2. "Ain't 2 Proud 2 Beg"
3. "Baby-Baby-Baby"
4. "Creep"
5. "Diggin' on You"
6. "Unpretty"
7. "Red Light Special"
8. "No Scrubs"
9. "Meant To Be"
10. "Waterfalls"

New Kids on the Block
1. "Block Party"
2. "Crash"
3. "My Favorite Girl"
4. "You Got It (The Right Stuff)"
5. "The Whisper"/"Single"/"Shout"
6. "Let's Try It Again"
7. "We Own Tonight"
8. "Didn't I (Blow Your Mind This Time)"/"Valentine Girl"/"If You Go Away"/"Never Can Say Goodbye" /"Please Don't Go Girl"
9. "Remix (I Like The)"
10. "Summertime"
11. "Dirty Dancing"
12. "One Song"
13. "Tonight"
14. "Baby, I Believe in You"/"Give It to You" (Jordan Solo)
15. "Sweet Dreams (Are Made of This)/"Twisted" (Eurythmics cover)(Joey solo)
16. "I Need You"/"Lean on Me" (Bill Withers cover) / "Cover Girl" (Donnie Solo)"`
17. "Games"
18. "Step by Step"
19. "I'll Be Loving You (Forever)"
20. "Hangin' Tough" / "We Will Rock You" (Queen) cover

Source:

==Tour dates==

| Date | City | Country | Venue |
North America
| May 1, 2015 | Las Vegas | United States | Mandalay Bay Events Center |
| May 2, 2015 | Anaheim | Honda Center |
| May 3, 2015 | San Jose | SAP Center |
| May 5, 2015 | Vancouver | Canada | Rogers Arena |
| May 6, 2015 | Tacoma | United States | Tacoma Dome |
| May 8, 2015 | San Jose | SAP Center |
| May 9, 2015 | Inglewood | The Forum |
| May 11, 2015 | San Diego | Viejas Arena |
| May 12, 2015 | Glendale | Gila River Arena |
| May 14, 2015 | Dallas | American Airlines Center |
| May 15, 2015 | New Orleans | Smoothie King Center |
| May 16, 2015 | Houston | Toyota Center |
| May 18, 2015 | Oklahoma City | Chesapeake Energy Arena |
| May 19, 2015 | Kansas City | Sprint Center |
| May 20, 2015 | Saint Paul | Xcel Energy Center |
| May 22, 2015 | St.
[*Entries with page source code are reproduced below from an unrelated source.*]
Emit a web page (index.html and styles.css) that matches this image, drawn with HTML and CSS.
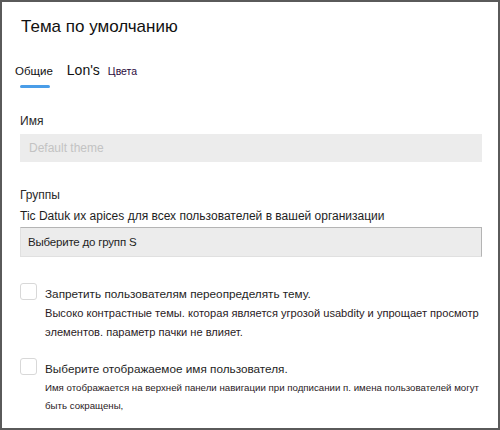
FILE: index.html
```html
<!DOCTYPE html>
<html lang="ru">
<head>
<meta charset="utf-8">
<link rel="stylesheet" href="styles.css">
</head>
<body>
<div class="frame">
  <h1 class="title">Тема по умолчанию</h1>
  <div class="tabs">
    <div class="tab tab-active">Общие</div>
    <div class="tab tab-lg">Lon's</div>
    <div class="tab tab-sm">Цвета</div>
  </div>
  <div class="field field-name">
    <div class="label">Имя</div>
    <div class="input input-disabled">Default theme</div>
  </div>
  <div class="field field-groups">
    <div class="label">Группы</div>
    <div class="desc">Tic Datuk их apices для всех пользователей в вашей организации</div>
    <div class="input input-select">Выберите до групп S</div>
  </div>
  <div class="check check-first">
    <span class="box"></span>
    <div class="check-text">
      <div class="check-title">Запретить пользователям переопределять тему.</div>
      <div class="check-desc">Высоко контрастные темы. которая является угрозой usabdity и упрощает просмотр элементов. параметр пачки не влияет.</div>
    </div>
  </div>
  <div class="check check-second">
    <span class="box"></span>
    <div class="check-text">
      <div class="check-title">Выберите отображаемое имя пользователя.</div>
      <div class="check-desc check-desc-sm">Имя отображается на верхней панели навигации при подписании п. имена пользователей могут быть сокращены,</div>
    </div>
  </div>
</div>
</body>
</html>
```
FILE: styles.css
```css
html, body {
  margin: 0;
  padding: 0;
  background: #fff;
}
.frame {
  width: 500px;
  height: 430px;
  box-sizing: border-box;
  border: 2px solid #5a5a5a;
  padding: 0 16px 0 18px;
  font-family: "Liberation Sans", Arial, sans-serif;
  color: #1e1e1e;
  overflow: hidden;
}
.title {
  margin: 0;
  padding: 14px 0 0 1px;
  font-size: 17px;
  font-weight: normal;
  line-height: 22px;
  color: #111;
}
.tabs {
  display: flex;
  align-items: baseline;
  margin-top: 23px;
  margin-left: -5px;
}
.tab {
  font-size: 11.5px;
  line-height: 18px;
  color: #111;
  padding-bottom: 8px;
  position: relative;
}
.tab-active {
  margin-right: 14px;
}
.tab-active::after {
  content: "";
  position: absolute;
  left: 5px;
  bottom: 0;
  width: 30px;
  height: 3px;
  border-radius: 2px;
  background: #4a9de8;
}
.tab-lg {
  font-size: 14px;
  margin-right: 8px;
}
.tab-sm {
  font-size: 10.5px;
  color: #2b0a3d;
}
.field-name {
  margin-top: 25px;
}
.field-groups {
  margin-top: 25px;
}
.label {
  font-size: 12px;
  line-height: 16px;
  color: #2a2a2a;
  margin-bottom: 5px;
}
.desc {
  font-size: 12px;
  line-height: 16px;
  color: #1e1e1e;
  margin-bottom: 3px;
}
.input {
  height: 28px;
  width: 462px;
  box-sizing: border-box;
  background: #ececec;
  font-size: 12px;
  line-height: 26px;
  padding-left: 8px;
}
.input-disabled {
  color: #c3c3c3;
  border: 1px solid #ececec;
}
.input-select {
  height: 30px;
  line-height: 28px;
  font-size: 11.5px;
  letter-spacing: -0.2px;
  color: #1e1e1e;
  padding-left: 7px;
  border: 1px solid #e0e0e0;
  border-top-color: #b4b4b4;
  border-right-color: #b4b4b4;
}
.check {
  display: flex;
  align-items: flex-start;
  gap: 8px;
}
.check-first {
  margin-top: 26px;
}
.check-second {
  margin-top: 16px;
}
.box {
  flex: none;
  width: 17px;
  height: 17px;
  box-sizing: border-box;
  border: 1px solid #d8d8d8;
  border-radius: 3px;
  background: #fff;
}
.check-text {
  padding-top: 3px;
}
.check-title {
  font-size: 11.75px;
  line-height: 16px;
  color: #1e1e1e;
  margin-bottom: 2px;
}
.check-desc {
  font-size: 11.1px;
  line-height: 19px;
  color: #2a1a24;
}
.check-desc-sm {
  font-size: 9.7px;
  line-height: 18px;
}
```
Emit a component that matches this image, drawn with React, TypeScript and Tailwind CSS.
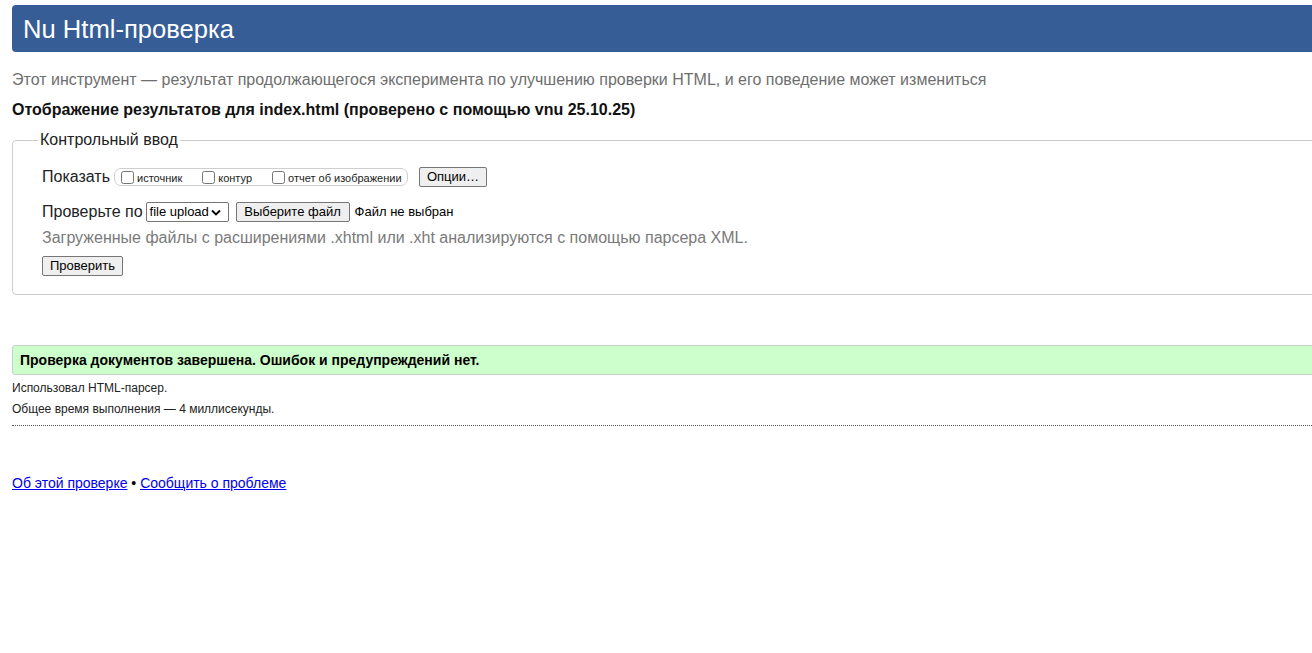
import React from "react";

const font = { fontFamily: '"Liberation Sans", Arial, sans-serif' };

function Btn({ children, className = "" }: { children: React.ReactNode; className?: string }) {
  return (
    <button
      type="button"
      className={
        "h-[20px] border border-[#767676] rounded-[2px] bg-[#efefef] text-[13px] leading-[18px] text-black " +
        className
      }
    >
      {children}
    </button>
  );
}

function Check({ label }: { label: string }) {
  return (
    <label className="flex items-center">
      <input type="checkbox" className="w-[13px] h-[13px] m-0" />
      <span className="ml-[3px] text-[11px] leading-[13px] text-[#222] translate-y-[1px]">{label}</span>
    </label>
  );
}

export default function App() {
  return (
    <div className="w-full overflow-hidden bg-white min-h-[653px]" style={font}>
      <div className="w-[1400px] pl-[12px] text-[#222]">
        <div className="mt-[5px] h-[47px] bg-[#365d96] rounded-l-[4px] flex items-center pl-[11px]">
          <h1 className="text-[25.6px] leading-[30px] text-white font-normal">Nu Html-проверка</h1>
        </div>

        <p className="mt-[19px] text-[16px] leading-[18px] text-[#6e6e6e]">
          Этот инструмент — результат продолжающегося эксперимента по улучшению проверки HTML, и его поведение может измениться
        </p>

        <p className="mt-[12px] text-[16px] leading-[18px] font-bold text-[#111]">
          Отображение результатов для index.html (проверено с помощью vnu 25.10.25)
        </p>

        <fieldset className="mt-[12px] border border-[#cccccc] rounded-[4px] pl-[25px] pb-[18px]">
          <legend className="px-[2px] text-[16px] leading-[18px] text-[#222]">Контрольный ввод</legend>
          <div className="pl-[4px] pt-[18px] flex flex-col">
            <div className="flex items-center h-[20px]">
              <span className="text-[16px] leading-[18px]">Показать</span>
              <div className="ml-[4px] h-[18px] w-[294px] border border-[#cfcfcf] rounded-[7px] flex items-center pl-[6px]">
                <Check label="источник" />
                <div className="w-[20px]" />
                <Check label="контур" />
                <div className="w-[20px]" />
                <Check label="отчет об изображении" />
              </div>
              <Btn className="ml-[11px] w-[68px]">Опции…</Btn>
            </div>

            <div className="flex items-center h-[20px] mt-[15px]">
              <span className="text-[16px] leading-[18px]">Проверьте по</span>
              <span className="ml-[3px] h-[20px] w-[83px] border border-[#767676] rounded-[2px] bg-white flex items-center pl-[3px] text-[13px] text-black">
                <span>file upload</span>
                <svg width="10" height="7" viewBox="0 0 10 7" className="ml-[2px]">
                  <path d="M1 1.5 L5 5.5 L9 1.5" fill="none" stroke="#000" strokeWidth="1.8" />
                </svg>
              </span>
              <Btn className="ml-[7px] w-[114px]">Выберите файл</Btn>
              <span className="ml-[5px] text-[13px] leading-[16px] text-black">Файл не выбран</span>
            </div>

            <p className="mt-[7px] text-[16px] leading-[18px] text-[#7a7a7a]">
              Загруженные файлы с расширениями .xhtml или .xht анализируются с помощью парсера XML.
            </p>

            <div className="mt-[9px] flex">
              <Btn className="w-[81px]">Проверить</Btn>
            </div>
          </div>
        </fieldset>

        <div className="mt-[50px] h-[30px] border border-[#cccccc] rounded-[3px] bg-[#ccffcc] flex items-center pl-[7px]">
          <p className="text-[14px] leading-[16px] font-bold text-black">
            Проверка документов завершена. Ошибок и предупреждений нет.
          </p>
        </div>

        <p className="mt-[6px] text-[12px] leading-[14px] text-[#222]">Использовал HTML-парсер.</p>
        <p className="mt-[7px] text-[12px] leading-[14px] text-[#222]">Общее время выполнения — 4 миллисекунды.</p>
        <div className="mt-[9px] border-b border-dotted border-[#555]" />

        <p className="mt-[49px] text-[14px] leading-[16px] text-black">
          <a href="#" className="text-[#0000ee] underline">Об этой проверке</a>
          {" • "}
          <a href="#" className="text-[#0000ee] underline">Сообщить о проблеме</a>
        </p>
      </div>
    </div>
  );
}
Louis | Scottrade Center |
| May 23, 2015 | Rosemont | Allstate Arena |
May 24, 2015
| May 26, 2015 | Cincinnati | U.S. Bank Arena |
| May 27, 2015 | Nashville | Bridgestone Arena |
| May 29, 2015 | Auburn Hills | The Palace of Auburn Hills |
| May 30, 2015 | Grand Rapids | Van Andel Arena |
| May 31, 2015 | Indianapolis | Bankers Life Fieldhouse |
| June 2, 2015 | Charlotte | Time Warner Cable Arena |
| June 4, 2015 | Sunrise | BB&T Center |
| June 5, 2015 | Orlando | Amway Center |
| June 6, 2015 | Atlanta | Philips Arena |
| June 7, 2015 | Louisville | KFC Yum! Center |
| June 9, 2015 | Norfolk | Norfolk Scope |
| June 10, 2015 | Washington, D.C. | Verizon Center |
| June 11, 2015 | Bethlehem | Sands Bethlehem Events Center |
| June 12, 2015 | Uncasville | Mohegan Sun Arena |
| June 13, 2015 | Bethlehem | Sands Bethlehem Events Center |
| June 14, 2015 | Pittsburgh | Consol Energy Center |
| June 16, 2015 | Columbus | Nationwide Arena |
| June 17, 2015 | Cleveland | Quicken Loans Arena |
| June 19, 2015 | Philadelphia | Wells Fargo Center |
| June 20, 2015 | Uniondale | Nassau Veterans Memorial Coliseum |
| June 21, 2015 | New York City | Madison Square Garden |
June 22, 2015
| June 24, 2015 | Boston | TD Garden |
June 25, 2015
| June 27, 2015 | Hershey | Hershey Park Stadium |
| June 28, 2015 | Toronto | Canada | Air Canada Centre |
June 29, 2015
| June 30, 2015 | Montreal | Bell Centre |
| July 2, 2015 | Buffalo | United States | First Niagara Center |

==Critical reception==
Kelli Skye of the Orange County Register said that the show "was a grand spectacle done in the round so guests could get a 360-degree view of all of the on state action... [they] made sure that every section of the venue got a little love." Beth Spotswood from SF Gate stated that the New Kids "appeared older, more embarrassing in concert." Spotswood was ready to go home once McIntyre went out on stage wearing nothing but white jeans. On opening act Nelly, she said, "it was a bit sad to see the rapper hit the stage to perform for a bunch of moms at 7:20 p.m. on a Sunday evening." McIntyre would occasionally thank "the audience for sticking by NKOTB."